The Great Night by Christopher Adrian

"In this mesmerising reworking of A Midsummer Night's Dream, the action is transposed from a wood near Athens to 21st century San Francisco's Buena Vista Park," writes Olivia Laing in the Observer. "One wonders whether he took Bottom the Weaver's final admonishment - 'Rehearse most obscenely and courageously. Take pains; be perfect' - to heart, for this magical and fearless work is a near-blueprint of what a novel ought to be."

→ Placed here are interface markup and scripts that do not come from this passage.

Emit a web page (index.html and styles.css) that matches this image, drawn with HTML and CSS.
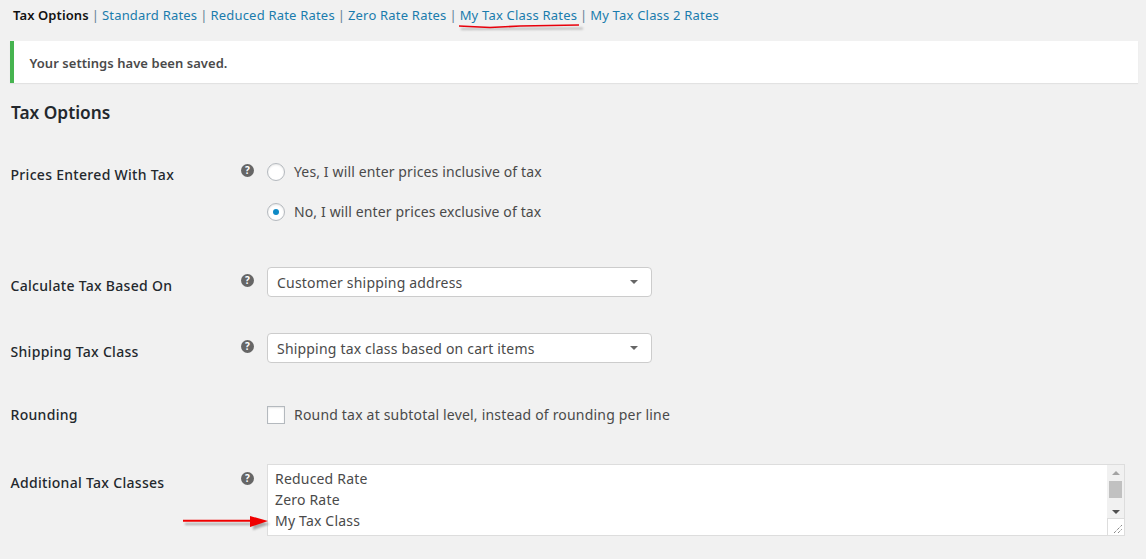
FILE: index.html
```html
<!DOCTYPE html>
<html lang="en">
<head>
<meta charset="utf-8">
<title>Tax Options</title>
<link rel="stylesheet" href="styles.css">
</head>
<body>
<nav class="subnav">
  <span class="current">Tax Options</span><span class="sep">|</span><a href="#">Standard Rates</a><span class="sep">|</span><a href="#">Reduced Rate Rates</a><span class="sep">|</span><a href="#">Zero Rate Rates</a><span class="sep">|</span><a href="#">My Tax Class Rates</a><span class="sep">|</span><a href="#">My Tax Class 2 Rates</a>
</nav>
<div class="notice">Your settings have been saved.</div>
<h2 class="title">Tax Options</h2>
<div class="form">
  <div class="row row-prices">
    <div class="label">Prices Entered With Tax</div>
    <svg class="help" viewBox="0 0 13 13"><circle cx="6.5" cy="6.5" r="6.5" fill="#666"/><text x="6.5" y="10" class="help-mark">?</text></svg>
    <div class="radios">
      <label class="option"><input type="radio" name="prices"><span>Yes, I will enter prices inclusive of tax</span></label>
      <label class="option"><input type="radio" name="prices" checked><span>No, I will enter prices exclusive of tax</span></label>
    </div>
  </div>
  <div class="row row-calc">
    <div class="label">Calculate Tax Based On</div>
    <svg class="help" viewBox="0 0 13 13"><circle cx="6.5" cy="6.5" r="6.5" fill="#666"/><text x="6.5" y="10" class="help-mark">?</text></svg>
    <div class="select"><span>Customer shipping address</span><i class="caret"></i></div>
  </div>
  <div class="row row-ship">
    <div class="label">Shipping Tax Class</div>
    <svg class="help" viewBox="0 0 13 13"><circle cx="6.5" cy="6.5" r="6.5" fill="#666"/><text x="6.5" y="10" class="help-mark">?</text></svg>
    <div class="select"><span>Shipping tax class based on cart items</span><i class="caret"></i></div>
  </div>
  <div class="row row-round">
    <div class="label">Rounding</div>
    <div class="help-gap"></div>
    <label class="option"><input type="checkbox"><span>Round tax at subtotal level, instead of rounding per line</span></label>
  </div>
  <div class="row row-classes">
    <div class="label">Additional Tax Classes</div>
    <svg class="help" viewBox="0 0 13 13"><circle cx="6.5" cy="6.5" r="6.5" fill="#666"/><text x="6.5" y="10" class="help-mark">?</text></svg>
    <div class="textbox">
      <div class="lines">
        <div>Reduced Rate</div>
        <div>Zero Rate</div>
        <div>My Tax Class</div>
      </div>
      <div class="scroll">
        <div class="track">
          <i class="arrow-up"></i>
          <i class="thumb"></i>
          <i class="arrow-down"></i>
        </div>
        <div class="grip">
          <svg viewBox="0 0 17 17" width="17" height="17"><path d="M6 14 14 6M10 14 14 10" stroke="#555" stroke-width="1" stroke-dasharray="1 1" fill="none"/></svg>
        </div>
      </div>
    </div>
  </div>
</div>
<svg class="marks" width="1146" height="559" viewBox="0 0 1146 559">
  <defs><filter id="soft" x="-20%" y="-200%" width="140%" height="500%"><feGaussianBlur stdDeviation="1.2"/></filter></defs>
  <g filter="url(#soft)" opacity=".45" fill="#555" stroke="#555">
    <path d="M461 29 L583 28.500" stroke-width="1.600" fill="none"/>
    <path d="M185 524H255" stroke-width="2"/>
    <path d="M253 519 270 524 253 530Z" stroke="none"/>
  </g>
  <path d="M459 26 L490 27.500 L520 26 L579 25" stroke="#e8000b" stroke-width="1.600" fill="none"/>
  <path d="M183 520.700H252" stroke="#f00000" stroke-width="2"/>
  <path d="M250 516 268 521 250 527Z" fill="#f00000"/>
</svg>
</body>
</html>
```
FILE: styles.css
```css
* { box-sizing: border-box; }
html, body { margin: 0; height: 559px; overflow: hidden; }
body {
  position: relative;
  padding: 0 8px 0 10px;
  background: #f1f1f1;
  color: #4a4a4a;
  font-family: "Noto Sans", "Open Sans", sans-serif;
  font-size: 14px;
  letter-spacing: .19px;
  line-height: 20px;
}
.subnav {
  display: flex;
  height: 41px;
  padding: 5px 0 0 3px;
  color: #5f7f96;
  font-size: 13px;
  letter-spacing: .2px;
}
.subnav a { color: #1a7cad; text-decoration: none; }
.subnav .current { color: #111; font-weight: 600; letter-spacing: .1px; }
.subnav .sep { margin: 0 2.750px 0 3px; }
.notice {
  height: 42px;
  padding: 12px 16px 12px 15.500px;
  background: #fff;
  border-left: 4px solid #46b450;
  box-shadow: 0 1px 1px rgba(0, 0, 0, .06);
  font-weight: 600;
  font-size: 13px;
  letter-spacing: .05px;
}
.title {
  margin: 18px 0 0 1px;
  height: 23px;
  line-height: 24px;
  color: #23282d;
  font-size: 17.3px;
  font-weight: 600;
  letter-spacing: 0;
}
.row { display: flex; align-items: flex-start; }
.label {
  width: 231px;
  flex: none;
  padding-left: .500px;
  color: #23282d;
  font-weight: 500;
  letter-spacing: .3px;
}
.help { width: 13px; height: 13px; flex: none; margin-right: 13px; }
.help-gap { width: 26px; flex: none; }
.help-mark {
  font: 700 10px "Noto Sans", sans-serif;
  fill: #fff;
  text-anchor: middle;
}
.row-prices { margin-top: 41px; height: 102px; }
.row-prices .help { margin-top: -1px; }
.row-calc { height: 66px; }
.row-calc .label { margin-top: 9px; }
.row-calc .help { margin-top: 7px; }
.row-ship { height: 66px; }
.row-ship .label { margin-top: 9px; }
.row-ship .help { margin-top: 7px; }
.row-round { height: 65px; }
.row-round .label { margin-top: 6px; }
.row-round .option { margin-top: 6px; }
.row-classes .label { margin-top: 9px; }
.row-classes .help { margin-top: 8px; }
.radios { display: flex; flex-direction: column; gap: 20px; margin-top: -3px; letter-spacing: .13px; }
.option { display: flex; align-items: center; gap: 9px; height: 20px; }
.option input {
  appearance: none;
  flex: none;
  margin: 0;
  width: 18px;
  height: 18px;
  background: #fff;
  border: 1px solid #b4b9be;
  box-shadow: inset 0 1px 2px rgba(0, 0, 0, .1);
}
.option input[type="radio"] { border-radius: 50%; position: relative; }
.option input[type="radio"]:checked::after {
  content: "";
  position: absolute;
  left: 5px;
  top: 5px;
  width: 6px;
  height: 6px;
  border-radius: 50%;
  background: #0e8ac6;
}
.select {
  display: flex;
  align-items: center;
  justify-content: space-between;
  width: 385px;
  height: 30px;
  padding: 2px 13px 0 9px;
  background: #fff;
  border: 1px solid #ccc;
  border-radius: 4px;
}
.caret {
  width: 0;
  height: 0;
  margin-top: -2px;
  border-left: 4px solid transparent;
  border-right: 4px solid transparent;
  border-top: 4px solid #666;
}
.textbox {
  display: flex;
  width: 858px;
  height: 72px;
  background: #fff;
  border: 1px solid #ddd;
}
.lines { flex: 1; padding: 3px 7px; line-height: 21px; }
.scroll { width: 17px; flex: none; display: flex; flex-direction: column; }
.track {
  flex: 1;
  display: flex;
  flex-direction: column;
  align-items: center;
  background: #f1f1f1;
  padding-top: 6px;
}
.arrow-up {
  width: 0;
  height: 0;
  border-left: 4px solid transparent;
  border-right: 4px solid transparent;
  border-bottom: 4px solid #a3a3a3;
}
.thumb { width: 13px; height: 17px; margin: 6px 0; background: #c1c1c1; }
.arrow-down {
  width: 0;
  height: 0;
  margin-top: 6px;
  border-left: 4px solid transparent;
  border-right: 4px solid transparent;
  border-top: 4px solid #505050;
}
.grip { height: 17px; background: #fff; border-top: 1px solid #ddd; border-left: 1px solid #ddd; }
.grip svg { display: block; }
.marks { position: absolute; left: 0; top: 0; pointer-events: none; }
```
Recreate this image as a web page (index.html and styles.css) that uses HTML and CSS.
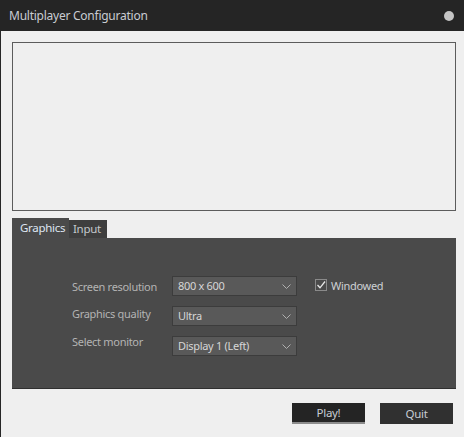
FILE: index.html
```
<!DOCTYPE html>
<html>
<head>
<meta charset="utf-8">
<link rel="stylesheet" href="styles.css">
</head>
<body>
<div class="window">
  <div class="titlebar">
    <span class="title">Multiplayer Configuration</span>
    <span class="dot"></span>
  </div>
  <div class="content">
    <div class="preview"></div>
    <div class="tabs">
      <div class="tab active">Graphics</div>
      <div class="tab">Input</div>
    </div>
    <div class="panel">
      <div class="form">
        <div class="label l1">Screen resolution</div>
        <div class="select">800 x 600<svg class="chev" width="9" height="5" viewBox="0 0 9 5"><path d="M0.5 0.5 L4.5 4.5 L8.5 0.5" fill="none" stroke="#b0b0b0" stroke-width="1"/></svg></div>
        <label class="check"><span class="box"><svg width="10" height="10" viewBox="0 0 10 10"><path d="M1.5 5 L4 7.8 L9 1.5" fill="none" stroke="#e8e8e8" stroke-width="1.3"/></svg></span>Windowed</label>
        <div class="label l2">Graphics quality</div>
        <div class="select">Ultra<svg class="chev" width="9" height="5" viewBox="0 0 9 5"><path d="M0.5 0.5 L4.5 4.5 L8.5 0.5" fill="none" stroke="#b0b0b0" stroke-width="1"/></svg></div>
        <div></div>
        <div class="label l3">Select monitor</div>
        <div class="select">Display 1 (Left)<svg class="chev" width="9" height="5" viewBox="0 0 9 5"><path d="M0.5 0.5 L4.5 4.5 L8.5 0.5" fill="none" stroke="#b0b0b0" stroke-width="1"/></svg></div>
        <div></div>
      </div>
    </div>
    <div class="buttons">
      <button class="btn play">Play!</button>
      <button class="btn quit">Quit</button>
    </div>
  </div>
</div>
</body>
</html>
```
FILE: styles.css
```
* { box-sizing: border-box; }
html, body { margin: 0; padding: 0; }
body {
  width: 464px;
  height: 437px;
  overflow: hidden;
  background: #efefef;
  font-family: "Noto Sans", "Open Sans", sans-serif;
  font-size: 11px;
  letter-spacing: -0.3px;
}
.window {
  height: 437px;
  border-left: 1px solid #262626;
  background: #efefef;
}
.titlebar {
  height: 31px;
  background: #252525;
  display: flex;
  align-items: center;
  justify-content: space-between;
  padding: 0 10px 0 8px;
  margin-left: -1px;
}
.title {
  color: #c9ccd2;
  font-size: 12px;
  letter-spacing: -0.25px;
  padding-left: 1px;
}
.dot {
  width: 10px;
  height: 10px;
  border-radius: 50%;
  background: #c4c4c4;
}
.content {
  padding: 11px 8px 0 11px;
}
.preview {
  height: 169px;
  border: 1px solid #5c5c5c;
  background: #efefef;
}
.tabs {
  margin-top: 7px;
  display: flex;
  align-items: flex-end;
  height: 20px;
}
.tab {
  height: 18px;
  padding: 0 6px 0 4px;
  background: #3e3e3e;
  color: #c4c8cc;
  line-height: 18px;
  font-size: 11.5px;
}
.tab.active {
  height: 20px;
  width: 57px;
  padding-left: 8px;
  background: #4a4a4a;
  color: #dfe6f2;
  line-height: 20px;
}
.panel {
  height: 151px;
  background: #4a4a4a;
  border-bottom: 1px solid #2f2f2f;
  padding: 38px 0 0 60px;
}
.form {
  display: grid;
  grid-template-columns: 100px 125px auto;
  grid-template-rows: 20px 20px 20px;
  row-gap: 10px;
  column-gap: 0;
}
.label {
  color: #b4b4b4;
  line-height: 14px;
  align-self: start;
}
.l1 { margin-top: 4px; }
.l2 { margin-top: 1px; }
.l3 { margin-top: -1px; }
.select {
  position: relative;
  height: 20px;
  background: #595959;
  border: 1px solid #3c3c3c;
  color: #d6d6d6;
  line-height: 18px;
  padding-left: 5px;
}
.form .select:nth-of-type(3) { margin-top: -1px; }
.chev {
  position: absolute;
  right: 5px;
  top: 7px;
}
.check {
  display: flex;
  align-items: center;
  margin-left: 18px;
  color: #cdd0d4;
  height: 14px;
  margin-top: 2px;
}
.box {
  width: 12px;
  height: 12px;
  border: 1px solid #8a8a8a;
  background: #4a4a4a;
  margin-right: 4px;
  display: flex;
  align-items: center;
  justify-content: center;
}
.buttons {
  display: flex;
  justify-content: flex-end;
  gap: 15px;
  margin-top: 14px;
  padding-right: 3px;
}
.btn {
  width: 73px;
  height: 21px;
  border: none;
  font-family: "Noto Sans", "Open Sans", sans-serif;
  font-size: 11.5px;
  letter-spacing: -0.3px;
  color: #c8ccd4;
  padding: 0;
  line-height: 19px;
}
.play {
  background: #242424;
  border-bottom: 2px solid #8c8c8c;
}
.quit {
  background: #303030;
  line-height: 21px;
}
```
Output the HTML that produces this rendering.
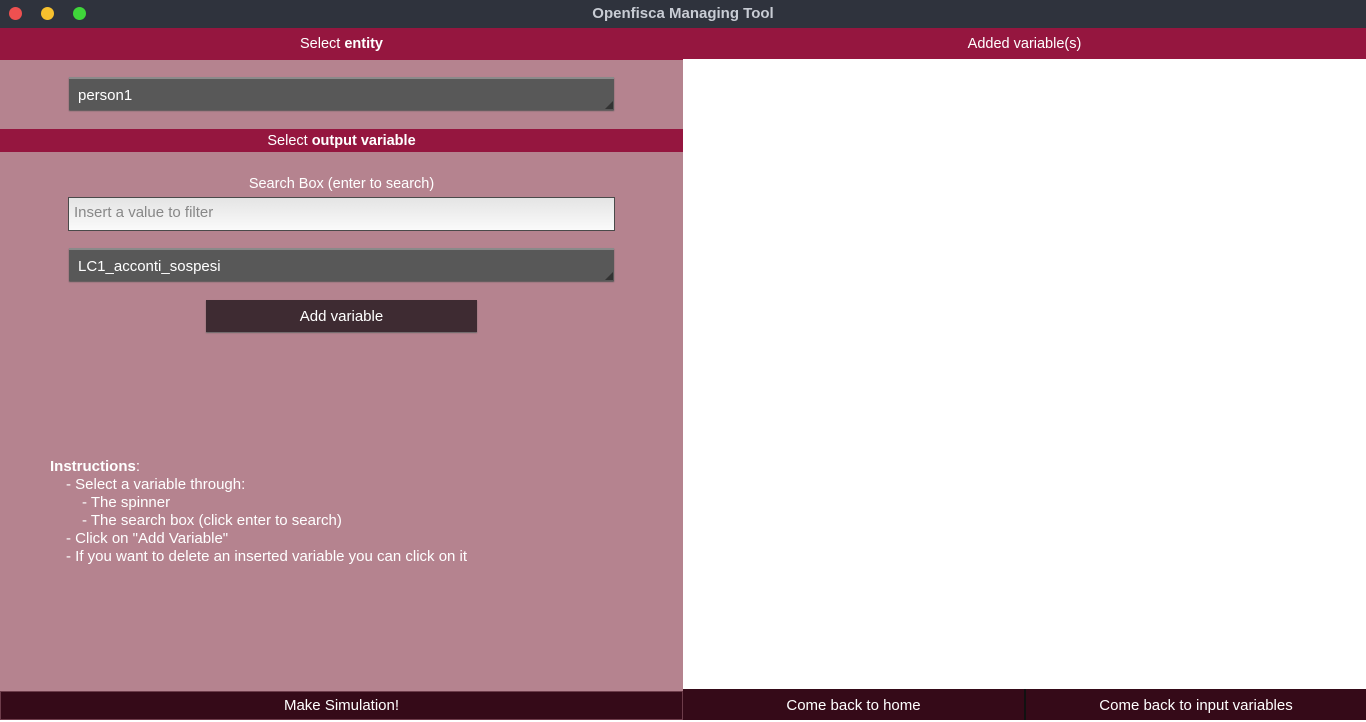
<!DOCTYPE html>
<html><head><style>
*{margin:0;padding:0;box-sizing:border-box}
body{width:1366px;height:720px;overflow:hidden;font-family:"Liberation Sans",sans-serif;font-size:14.5px;color:#fff;background:#fff;position:relative}
.abs{position:absolute}
.title{left:0;top:0;width:1366px;height:28px;background:#2f333d;color:#c8ccd4;font-weight:bold;text-align:center;line-height:28px;font-size:15px}
.dot{width:13px;height:13px;border-radius:50%;top:7px}
.hdr{background:#95163f;text-align:center}
.left{left:0;top:60px;width:683px;height:631px;background:#b5838f}
.combo{left:69px;width:545px;height:33px;background:#585858;border-top:2px solid #8a8a8a;box-shadow:0 1px 1px #555;padding-left:9px;line-height:33px;font-size:15px}
.combo:after{content:"";position:absolute;right:1px;bottom:1px;border-left:8px solid transparent;border-bottom:8px solid #333}
.btn{background:#350a18;text-align:center;line-height:31px;font-size:15px}
</style></head><body>
<div class="abs title">Openfisca Managing Tool</div>
<div class="abs dot" style="left:9px;background:#ee5050"></div>
<div class="abs dot" style="left:41px;background:#f7c12e"></div>
<div class="abs dot" style="left:73px;background:#3fd63a"></div>

<div class="abs hdr" style="left:0;top:28px;width:683px;height:32px;line-height:33px">Select <b>entity</b></div>
<div class="abs hdr" style="left:683px;top:28px;width:683px;height:31px;line-height:32px">Added variable(s)</div>
<div class="abs left"></div>
<div class="abs combo" style="top:77px">person1</div>
<div class="abs hdr" style="left:0;top:129px;width:683px;height:23px;line-height:24px">Select <b>output variable</b></div>
<div class="abs" style="left:0;top:176px;width:683px;text-align:center">Search Box (enter to search)</div>
<div class="abs" style="left:68px;top:197px;width:547px;height:34px;border:1px solid #4a4a4a;background:linear-gradient(#e4e4e4,#fafafa);color:#888;padding-left:5px;line-height:30px;font-size:15px">Insert a value to filter</div>
<div class="abs combo" style="top:248px">LC1_acconti_sospesi</div>
<div class="abs" style="left:206px;top:300px;width:271px;height:32px;background:#3e2b32;text-align:center;line-height:34px;box-shadow:0 1px 1px #666;font-size:15px">Add variable</div>

<div class="abs" style="left:50px;top:458px;line-height:18px;font-size:15px">
<b>Instructions</b>:<br>
<span style="padding-left:16px">- Select a variable through:</span><br>
<span style="padding-left:32px">- The spinner</span><br>
<span style="padding-left:32px">- The search box (click enter to search)</span><br>
<span style="padding-left:16px">- Click on "Add Variable"</span><br>
<span style="padding-left:16px">- If you want to delete an inserted variable you can click on it</span>
</div>

<div class="abs btn" style="left:0;top:691px;width:683px;height:29px;border:1px solid #6d3c4a;line-height:28px">Make Simulation!</div>
<div class="abs btn" style="left:683px;top:689px;width:341px;height:31px;line-height:33px">Come back to home</div>
<div class="abs btn" style="left:1026px;top:689px;width:340px;height:31px;line-height:33px">Come back to input variables</div>
<div class="abs" style="left:1024px;top:689px;width:2px;height:31px;background:#111"></div>
</body></html>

Keith Donohue in the Washington Post highlights the difference in direction caused by Adrian's plot twists, writing: "That dissonance with the original undermines Adrian's considerable powers. Moments of comedy -- from slapstick to farce -- exist in the novel, but they are mixed with graphic violence and anonymous sex. Rather than ending upon a dream, 'The Great Night' aches with lost love and the torturous ordeal of childhood caught between innocence and awakening. For a novel based upon a classic comedy, it's devastating."

Jake Wallis Simons remains unconvinced by Shakespeare's real role in the book, writing in the Independent: "From the start, it is clear that Adrian is bending Shakespeare's template to his own purposes...His writing is evocative and unsettling in equal measure, yet this seems to be more about the author exploring his own feelings about child mortality than creating anything truly new from the materials of one of the Bard's most popular plays."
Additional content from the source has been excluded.